The same pattern of vested interests securing their market position to the detriment of society at large, shows up in the academic literature on unions. One of unions’ main contributions involves reduced turnover rates in their industries. Historically, even where unions were unsuccessful in the short term, the pressures they put on employers forced firms to adopt practices that reduced labor mobility. Powerful unions reduce job turnover rates wherever they are present, raising the real wages of their members, but keeping people outside the union out of work. Unions in the Northeast often tie into the political process in a way that makes them very difficult to circumvent, adding to their already-formidable collective bargaining powers.
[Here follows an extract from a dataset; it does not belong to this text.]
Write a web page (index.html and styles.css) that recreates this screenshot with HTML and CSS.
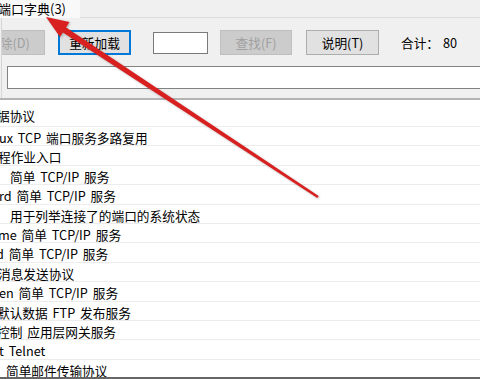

Powerful organizations using their influence to suppress competition paints a gloomy picture. Still, with sufficient freedom, we see hope and successful examples of the strengths of the American experiment. The Rust Belt denotes a failed part of that experiment. The power of local organizations to freeze out competitors reduced the region’s appeal. We should not be surprised when people and industry leave for better opportunities elsewhere. When unions restrict labor-market entry, people will migrate to areas where they can work, where right-to-work laws are commonplace. Firms, too, will locate where friendlier regulatory environments, such as the Southern and Midwestern regions, allow them to build housing for the influx of incoming migrants. Where people cannot get jobs or find homes, they pick up and leave. Where they find homes and jobs, they stay. This is not an excuse for complacency. Many of the policies that drove industrious work away from the Rust Belt remain politically popular at a national level. Legislation like the PRO Act, which includes limits on independent contractor status and right-to-work privileges, presents a real threat to the Sunbelt’s success. But until that sun sets, the American dream lives on.